2.2 A ciò si aggiunga, per completezza motivazionale, che risulta fondato anche il motivo di impugnazione relativo al difetto di legittimazione del Comune di Pozzuoli in ordine all’area di mq. 15.139 corrispondente agli “spechi acquei” affidati in gestione alla ricorrente. Sul punto, infatti, la Corte di Cassazione con la recentissima ordinanza n. 34251 del 15.11.2021 ha affermato che “L’attività di gestione dei rifiuti nell’ambito delle aree portuali rientra nelle competenze dell’Autorità portuale. Ne consegue che, in relazione a tale attività, deve escludersi la competenza dei Comuni e, quindi, il potere impositivo degli stessi ai fini della tassa per lo smaltimento dei rifiuti solidi urbani, irrilevanti essendo, ai fini della sussistenza dell’obbligazione tributaria, da un lato la circostanza che l’ente territoriale abbia svolto di fatto il servizio (giacché il potere impositivo deve trovare la sua fonte necessariamente nella legge e non può rinvenirsi nello svolgimento di una mera attività di fatto da parte di soggetto a cui la legge stessa non assegna la relativa competenza funzionale) e dall’altro la circostanza che l’immobile che si pretende soggetto a tassazione, pur rientrando nell’area portuale, sia tuttavia escluso dalle aree destinate a funzioni portuali e retroportuali e dalle aree di interazione porto-città nell’ambito del piano regolatore di sistema portuale adottato dal Comune ai sensi dell’art. 5 della legge n. 84 del 1994“, con ciò escludendo, quindi, la legittimazione del Comune nel cui territorio rientra l’area portuale oggetto di causa; il principio vale a maggior ragione nel caso di specie in cui, peraltro, è anche contestato specificamente lo svolgimento del servizio di riscossione del tributo da parte del Comune.

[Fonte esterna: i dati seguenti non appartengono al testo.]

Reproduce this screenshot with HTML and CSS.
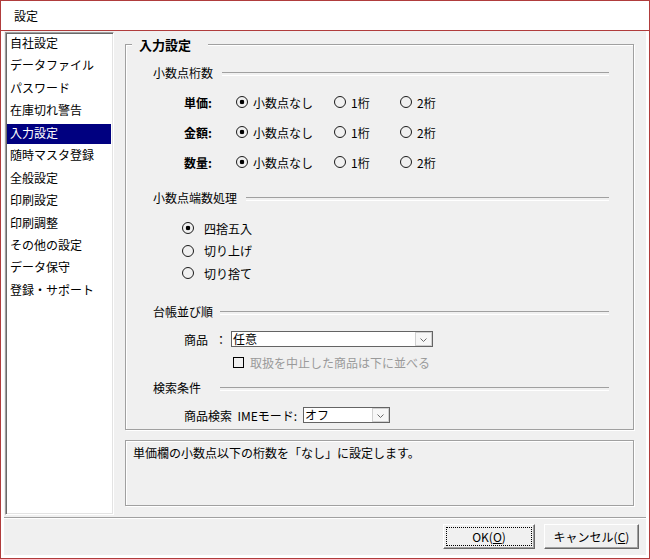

Alla luce di ciò, il ricorso va accolto e l’atto impugnato annullato.

La novità della questione affrontata e il fatto che la decisione scaturisce anche dall’applicazione di principi affermati in pronunce della Corte di Cassazione sopravvenute rispetto all’emissione dell’atto impugnato e all’introduzione del giudizio giustificano la compensazione integrale delle spese processuali tra le parti.

P.Q.M.

1. accoglie il ricorso;

2. compensa le spese processuali tra le parti.